/ARM-Pipelined-Processor-With-Branch-Predictor

A 32-bit ARM Pipelined Processor Implementation in Verilog HDL along with Forwarding, Hazard Detection, Handling and a Branch Predictor.

Primary LanguageVerilog

Pipelined Processor with Hazard Unit and Branch Predictor

Introduction

  • In the project, the same pipelined processor defined in lectures is used with modifications.

Datapath Changes

  • Shifter is added to the datapath immediately before B port of ALU module. To be able to multiply imm24 by 4, the extender is modified. To make Register File write to the registers on the negative edge of the clock, the clock of Register File is inverted. For branch instructions, PC+4 is also carried through the pipeline. For BX instruction, selection for A3 between R14 and carried WA3 signal, WriteSrc signal is carried through the pipeline.

  • Regarding data processing instructions, the registers Rd and Rm are chosen as A1 and A2, respectively. Rd is then forwarded as the write address. Signals such as RD1, RD2, WA3D, and ExtImm are stored for use in the next cycle. The shifter, ALUSrc, and ALU signals are determined based on the instruction. RD2, ALUResult, and the write address for the Register File are also stored. In the subsequent cycle, during the memory stage, ReadData and ALUOut are captured, but the read data is not selected for the following cycle. During the writeback stage, when the RegWrite signal is high, the carried write address is connected to A3. At the falling edge of the cycle, the value of ALUOut is written to the register.

  • For memory instructions, Rn is selected as A1, and for STR, Rd is chosen as A2. RD1, RD2, and ExtImm signals are captured at the rising edge of the clock. Then, the ExtImm signal is chosen and added to the value of RD1. No shifting operation is performed for memory instructions. ALUResult and RD2 values are recorded. In the next cycle, the data at the address specified by ALUResult is read and captured for LDR. For STR, when the MemWrite signal is high, the RD2 value is written to the specified position, completing the STR operation. In the subsequent stage, the readData is written to the Rd register for the LDR operation.

  • In the case of B and BL instructions, R15 is selected for Register File, and the imm24 value is multiplied by 4. Then, in the next cycle, RD1 and ExtImm values are added, and the result is stored. During the memory stage, the memory is read, but the obtained data is not used. Then, in the writeback stage, when the PCSrc signal is high, the PC value will become ResultW in the next cycle. For the BL instruction, with RegWrite set to 1, the PC+4 value is written to the R14 register. The PC+4 value is the value forwarded during instruction decoding. As for BX, the Rm value is chosen as A2, and the RD2 value is stored. In the next cycle, the RD2 value is directly transferred to ALUResult and stored. Similar to data processing instructions, the memory is read, but its value is not used. Finally, in the writeback stage, the ALUResult is written to the PC register.
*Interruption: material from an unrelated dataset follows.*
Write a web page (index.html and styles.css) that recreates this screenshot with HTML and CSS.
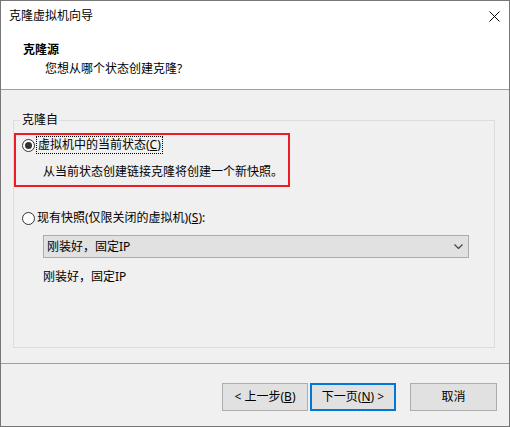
FILE: index.html
```html
<!DOCTYPE html>
<html lang="zh-CN">
<head>
<meta charset="utf-8">
<title>克隆虚拟机向导</title>
<link rel="stylesheet" href="styles.css">
</head>
<body>
<div class="window">
  <div class="titlebar">
    <span class="title">克隆虚拟机向导</span>
    <span class="close">
      <svg width="11" height="11" viewBox="0 0 11 11"><path d="M0.5 0.5 L10.5 10.5 M10.5 0.5 L0.5 10.5" stroke="#000" stroke-width="1" fill="none"/></svg>
    </span>
  </div>
  <div class="header">
    <div class="h-title">克隆源</div>
    <div class="h-sub">您想从哪个状态创建克隆?</div>
  </div>
  <div class="body">
    <fieldset class="group">
      <legend class="legend">克隆自</legend>
      <div class="highlight">
        <div class="option">
          <span class="radio checked"></span>
          <span class="focus">虚拟机中的当前状态(<u>C</u>)</span>
        </div>
        <div class="desc">从当前状态创建链接克隆将创建一个新快照。</div>
      </div>
      <div class="option option2">
        <span class="radio"></span>
        <span class="label">现有快照(仅限关闭的虚拟机)(<u>S</u>):</span>
      </div>
      <div class="select">
        <span>刚装好，固定IP</span>
        <svg width="9" height="5" viewBox="0 0 9 5"><path d="M0.5 0.5 L4.5 4.5 L8.5 0.5" stroke="#444" stroke-width="1.2" fill="none"/></svg>
      </div>
      <div class="snapdesc">刚装好，固定IP</div>
    </fieldset>
  </div>
  <div class="footer">
    <button class="btn">&lt; 上一步(<u>B</u>)</button>
    <button class="btn primary">下一页(<u>N</u>) &gt;</button>
    <button class="btn cancel">取消</button>
  </div>
</div>
</body>
</html>
```

FILE: styles.css
```css
* { box-sizing: border-box; }
html, body { margin: 0; padding: 0; }
body {
  font-family: "Noto Sans", "Noto Sans CJK SC", sans-serif;
  font-size: 12px;
  line-height: 16px;
  color: #000;
  background: #f0f0f0;
}
.window {
  width: 510px;
  height: 427px;
  border: 1px solid #777;
  background: #f0f0f0;
  display: flex;
  flex-direction: column;
}
.titlebar {
  height: 30px;
  background: #fff;
  display: flex;
  align-items: center;
  justify-content: space-between;
  padding: 0 9px 0 8px;
}
.close { display: flex; align-items: center; }
.header {
  background: #fff;
  padding: 11px 0 12px 22px;
  border-bottom: 1px solid #a0a0a0;
}
.h-title { font-weight: bold; }
.h-sub { margin-top: 3px; padding-left: 22px; }
.body {
  flex: 1;
  padding: 22px 14px 0 12px;
}
.group {
  margin: 0;
  padding: 0 0 10px 0;
  border: 1px solid #dcdcdc;
  height: 236px;
}
.legend {
  padding: 0 2px;
  margin-left: 6px;
  line-height: 16px;
}
.highlight {
  margin-top: 5px;
  width: 276px;
  border: 2px solid #ed1c24;
  padding: 2px 0 5px 0;
}
.option {
  display: flex;
  align-items: center;
  height: 16px;
  padding-left: 6px;
}
.option2 { margin-top: 23px; padding-left: 8px; }
.radio {
  width: 13px;
  height: 13px;
  border: 1px solid #333;
  border-radius: 50%;
  background: #fff;
  display: flex;
  align-items: center;
  justify-content: center;
  margin-right: 2px;
}
.radio.checked::after {
  content: "";
  width: 7px;
  height: 7px;
  border-radius: 50%;
  background: #333;
}
.focus {
  outline: 1px dotted #000;
  padding: 0 1px;
}
.desc { margin-top: 11px; padding-left: 27px; }
.select {
  margin: 9px 0 0 29px;
  width: 426px;
  height: 23px;
  background: #e1e1e1;
  border: 1px solid #adadad;
  display: flex;
  align-items: center;
  justify-content: space-between;
  padding: 0 5px 0 3px;
}
.snapdesc { margin-top: 11px; padding-left: 29px; }
.footer {
  height: 63px;
  border-top: 1px solid #a0a0a0;
  display: flex;
  justify-content: flex-end;
  padding: 19px 12px 0 0;
}
.btn {
  font: inherit;
  width: 86px;
  height: 28px;
  background: #e1e1e1;
  border: 1px solid #adadad;
  color: #000;
  padding: 0;
}
.primary { border: 2px solid #0078d7; margin-left: 2px; }
.cancel { margin-left: 14px; width: 87px; }
```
  • To implement move immediate, immediate bit is considered to implement data processing instructions. Immediate data processing operations implemented as follows. For the shift amount signal shamt, the rot signal is shifted by 1. ImmSrc signal is 00 to choose imm8 and ALUSrc selects ExtImm signal. Shift operation for shifter is chosen as ROR.

  • Similar structures mentioned in the lectures are added to the system for forwarding. For mispredictions and LDRstall, flush and stall signals are added. Flush and stall signals are applied not only to datapath registers but also control signals.

  • To select PC addresses between ALUResultE, BTA, PCPlus4, carriedPCPlus4, MUX before PC register is implemented. When a branch is needed to be taken but not taken during fetch, the PC address should be ALUResultE. On the other hand, if a branch shouldn’t be taken but taken during fetch, the PC address should be PC+4 carried through the pipeline. If the branch predictor says that branch will be taken, MUX selects BTA, otherwise selects PC+4. Priority of information comes from execution higher than branch predictor information.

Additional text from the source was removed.